Gokongwei-led JG Summit Holdings Inc. posted a 6.9 percent increase in consolidated core net income to P29.97 billion last year as the double-digit income growth of its airline and petrochemicals businesses made up for the slack in branded consumer foods business and dividends from PLDT Inc.
However, a hefty P16.71 billion impairment loss booked primarily due to the decline in market value of JG Summit’s 8-percent stake in PLDT translated to a 51.7 percent drop in headline net profit to P10.92 billion last year.
In accordance with the current Philippine Accounting Standard (PAS) 39, if a decline in fair value of an equity investment is significant or prolonged, the impairment is recognized one-time in net income rather than in equity. But in 2018, upon effectivity of the new International Financial Reporting Standard (IFRS) 9, JG Summit said its consolidated net income for the year ended 2016 would be restated with the market valuation losses on PLDT investment charged directly back to equity.
Excluding the effect of the impairment loss from PLDT, JG Summit’s consolidated net income from equity holders of the parent amounted to P27.63 billion last year, up by 22.2 percent from the previous year.
Cash flow increased by 8.6 percent to P69.27 billion while consolidated revenues rose by 4.9 percent to P240.5 billion last year.
Among its key operating units, airline operator Cebu Air, JG Petrochemicals Group and Robinsons Bank were the outperformers last year.
Cebu Air saw a 122.3 percent growth in net profit last year to P9.75 billion. Total revenues went up by 9.6 percent to P61.9 billion mainly due to 4.1 percent growth in passenger volume and 4.9 percent increase in average fares.

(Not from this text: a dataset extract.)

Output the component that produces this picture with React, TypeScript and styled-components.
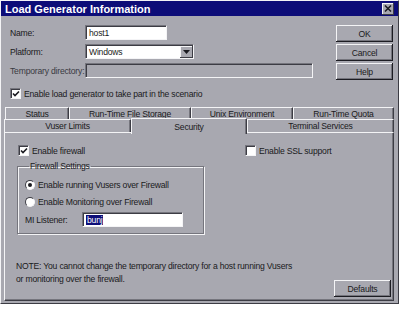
import React from "react";
import styled, { createGlobalStyle } from "styled-components";

const GlobalStyle = createGlobalStyle`
  html, body {
    margin: 0;
    padding: 0;
    background: #ffffff;
  }
  * {
    box-sizing: border-box;
  }
`;

const grey = "#a8a8b0";
const dark = "#3c3c44";
const shade = "#75757d";
const light = "#f4f4f6";
const ink = "#1a1a20";

const Window = styled.div`
  width: 399px;
  height: 304px;
  display: flex;
  flex-direction: column;
  background: ${grey};
  border: 1px solid;
  border-color: ${light} ${dark} ${dark} ${light};
  font-family: "Liberation Sans", Arial, sans-serif;
  font-size: 8.6px;
  letter-spacing: -0.2px;
  color: ${ink};
`;

const TitleBar = styled.div`
  height: 15px;
  display: flex;
  align-items: center;
  justify-content: space-between;
  padding: 0 4px 0 4px;
  background: #0d0d78;
`;

const Title = styled.span`
  color: #ffffff;
  font-weight: bold;
  font-size: 11px;
  letter-spacing: 0;
`;

const CloseButton = styled.div`
  width: 12px;
  height: 12px;
  display: flex;
  align-items: center;
  justify-content: center;
  background: ${grey};
  box-shadow: inset -1px -1px ${dark}, inset 1px 1px ${light};
`;

const Content = styled.div`
  flex: 1;
  display: flex;
  flex-direction: column;
  padding: 9px 4px 2px 3px;
`;

const TopArea = styled.div`
  display: flex;
  justify-content: space-between;
  padding: 0 1px 0 6px;
`;

const Fields = styled.div`
  width: 303px;
  display: flex;
  flex-direction: column;
`;

const FieldGrid = styled.div`
  display: grid;
  grid-template-columns: 75px 1fr;
  grid-auto-rows: 15px;
  row-gap: 4px;
  align-items: center;
`;

const Label = styled.span<{ $disabled?: boolean }>`
  white-space: nowrap;
  color: ${({ $disabled }) => ($disabled ? "#3a3a42" : ink)};
`;

const Field = styled.div<{ $width?: number; $disabled?: boolean }>`
  height: 15px;
  width: ${({ $width }) => ($width ? `${$width}px` : "100%")};
  display: flex;
  align-items: center;
  padding: 0 3px;
  background: ${({ $disabled }) => ($disabled ? grey : "#ffffff")};
  border: 1px solid;
  border-color: ${shade} ${light} ${light} ${shade};
  box-shadow: inset 1px 1px ${dark};
  white-space: nowrap;
`;

const Select = styled(Field)`
  padding-right: 0;
  justify-content: space-between;
`;

const DropButton = styled.div`
  width: 13px;
  height: 12px;
  margin-top: 1px;
  display: flex;
  align-items: center;
  justify-content: center;
  background: ${grey};
  box-shadow: inset -1px -1px ${dark}, inset 1px 1px ${light};
`;

const CheckRow = styled.label<{ $indent?: number; $top?: number }>`
  display: flex;
  align-items: center;
  gap: 3px;
  margin-left: ${({ $indent }) => $indent ?? 0}px;
  margin-top: ${({ $top }) => $top ?? 0}px;
  white-space: nowrap;
`;

const Box = styled.span`
  width: 11px;
  height: 11px;
  display: flex;
  align-items: center;
  justify-content: center;
  background: #ffffff;
  border: 1px solid;
  border-color: ${shade} ${light} ${light} ${shade};
  box-shadow: inset 1px 1px ${dark};
`;

const Radio = styled.span<{ $on?: boolean }>`
  width: 10px;
  height: 10px;
  border-radius: 50%;
  display: flex;
  align-items: center;
  justify-content: center;
  background: #ffffff;
  border: 1px solid;
  border-color: ${dark} ${light} ${light} ${dark};

  &::after {
    content: "";
    width: 4px;
    height: 4px;
    border-radius: 50%;
    background: ${({ $on }) => ($on ? ink : "transparent")};
  }
`;

const Buttons = styled.div`
  width: 57px;
  display: flex;
  flex-direction: column;
  gap: 2px;
`;

const Button = styled.div`
  height: 17px;
  width: 57px;
  display: flex;
  align-items: center;
  justify-content: center;
  background: ${grey};
  box-shadow: inset -1px -1px #1c1c22, inset 1px 1px ${light},
    inset -2px -2px ${shade};
`;

const TabStrip = styled.div`
  margin-top: 9px;
  display: flex;
  flex-direction: column;
`;

const TabRow = styled.div<{ $offset: number }>`
  display: flex;
  height: 12px;
  margin-left: ${({ $offset }) => $offset}px;
  align-items: flex-end;
`;

const Tab = styled.div<{ $width: number; $active?: boolean }>`
  position: relative;
  width: ${({ $width }) => $width}px;
  height: ${({ $active }) => ($active ? 16 : 13)}px;
  margin-bottom: ${({ $active }) => ($active ? -2 : 0)}px;
  z-index: ${({ $active }) => ($active ? 2 : 0)};
  display: flex;
  align-items: ${({ $active }) => ($active ? "flex-start" : "center")};
  padding-top: ${({ $active }) => ($active ? 3 : 0)}px;
  justify-content: center;
  background: ${grey};
  border-top: 1px solid ${light};
  border-left: 1px solid ${light};
  border-right: 1px solid ${dark};
  box-shadow: inset -1px 0 ${shade};
  white-space: nowrap;
`;

const Panel = styled.div`
  flex: 1;
  position: relative;
  z-index: 1;
  display: flex;
  flex-direction: column;
  padding: 12px 2px 3px 12px;
  border: 1px solid;
  border-color: ${light} ${dark} ${dark} ${light};
  box-shadow: inset -1px -1px ${shade};
`;

const PanelTop = styled.div`
  display: flex;
  align-items: flex-start;
`;

const LeftColumn = styled.div`
  width: 228px;
  display: flex;
  flex-direction: column;
`;

const GroupBox = styled.fieldset`
  width: 187px;
  margin: 5px 0 0 0;
  padding: 9px 0 6px 7px;
  border: 1px solid ${shade};
  box-shadow: 1px 1px 0 ${light}, inset 1px 1px 0 ${light};
  display: flex;
  flex-direction: column;
  gap: 7px;
`;

const Legend = styled.legend`
  padding: 0 1px;
  margin-left: 4px;
`;

const ListenerRow = styled.div`
  display: grid;
  grid-template-columns: 57px 101px;
  align-items: center;
  margin-top: -2px;
`;

const Selected = styled.span`
  background: #0d0d78;
  color: #ffffff;
  padding: 0 1px;
`;

const BottomRow = styled.div`
  margin-top: auto;
  display: flex;
  justify-content: space-between;
  align-items: flex-end;
`;

const Note = styled.p`
  margin: 0 0 11px -1px;
  line-height: 13px;
`;

const Check = () => (
  <svg width="8" height="8" viewBox="0 0 8 8">
    <path d="M1 3.5 L3 5.5 L7 1.5" stroke={ink} strokeWidth="1.6" fill="none" />
  </svg>
);

export default function App() {
  return (
    <>
      <GlobalStyle />
      <Window>
        <TitleBar>
          <Title>Load Generator Information</Title>
          <CloseButton>
            <svg width="8" height="7" viewBox="0 0 8 7">
              <path d="M1 0.5 L7 6.5 M7 0.5 L1 6.5" stroke={ink} strokeWidth="1.5" />
            </svg>
          </CloseButton>
        </TitleBar>
        <Content>
          <TopArea>
            <Fields>
              <FieldGrid>
                <Label>Name:</Label>
                <Field $width={82}>host1</Field>
                <Label>Platform:</Label>
                <Select $width={109}>
                  Windows
                  <DropButton>
                    <svg width="7" height="4" viewBox="0 0 7 4">
                      <path d="M0 0 H7 L3.5 4 Z" fill={ink} />
                    </svg>
                  </DropButton>
                </Select>
                <Label $disabled>Temporary directory:</Label>
                <Field $disabled />
              </FieldGrid>
              <CheckRow $top={10}>
                <Box>
                  <Check />
                </Box>
                Enable load generator to take part in the scenario
              </CheckRow>
            </Fields>
            <Buttons>
              <Button>OK</Button>
              <Button>Cancel</Button>
              <Button>Help</Button>
            </Buttons>
          </TopArea>

          <TabStrip>
            <TabRow $offset={1}>
              <Tab $width={64}>Status</Tab>
              <Tab $width={122}>Run-Time File Storage</Tab>
              <Tab $width={102}>Unix Environment</Tab>
              <Tab $width={101}>Run-Time Quota</Tab>
            </TabRow>
            <TabRow $offset={0}>
              <Tab $width={127}>Vuser Limits</Tab>
              <Tab $width={116} $active>
                Security
              </Tab>
              <Tab $width={147}>Terminal Services</Tab>
            </TabRow>
          </TabStrip>

          <Panel>
            <PanelTop>
              <LeftColumn>
                <CheckRow $indent={1}>
                  <Box>
                    <Check />
                  </Box>
                  Enable firewall
                </CheckRow>
                <GroupBox>
                  <Legend>Firewall Settings</Legend>
                  <CheckRow>
                    <Radio $on />
                    Enable running Vusers over Firewall
                  </CheckRow>
                  <CheckRow>
                    <Radio />
                    Enable Monitoring over Firewall
                  </CheckRow>
                  <ListenerRow>
                    <Label>MI Listener:</Label>
                    <Field>
                      <Selected>bunj</Selected>
                    </Field>
                  </ListenerRow>
                </GroupBox>
              </LeftColumn>
              <CheckRow>
                <Box />
                Enable SSL support
              </CheckRow>
            </PanelTop>
            <BottomRow>
              <Note>
                NOTE: You cannot change the temporary directory for a host running Vusers
                <br />
                or monitoring over the firewall.
              </Note>
              <Button>Defaults</Button>
            </BottomRow>
          </Panel>
        </Content>
      </Window>
    </>
  );
}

JG Petrochemicals Group posted a 62.4 percent growth in net profit to P5.13 billion. Revenues increased by 8.6 percent to P29.07 billion due to higher sales volume.
Robinsons Bank’s net income last year amounted to P256.65 million, up by 140.6 percent.
On the other hand, food manufacturing arm Universal Robina Corp. (URC) and property arm Robinsons Land Corp. (RLC) both reported lower profits.
URC’s net income decreased by 7.1 percent to P12.87 billion for the year. Sales were “muted as an aftermath of the hiccups in its supply chain operations,” the company reported. Total revenues slightly increased to P112.61 billion from P112 billion in 2015 due to the revenue growth in the sugar, feeds and renewables businesses, offset by the decline in sales of branded consumer foods group.
RLC’s net income stood at P5.75 billion, down by 3.5 percent from last year’s level, because of an increase in interest expense. However, RLC’s revenues increased by 12.1 percent to P22.75 billion due to higher rental income and real estate sales.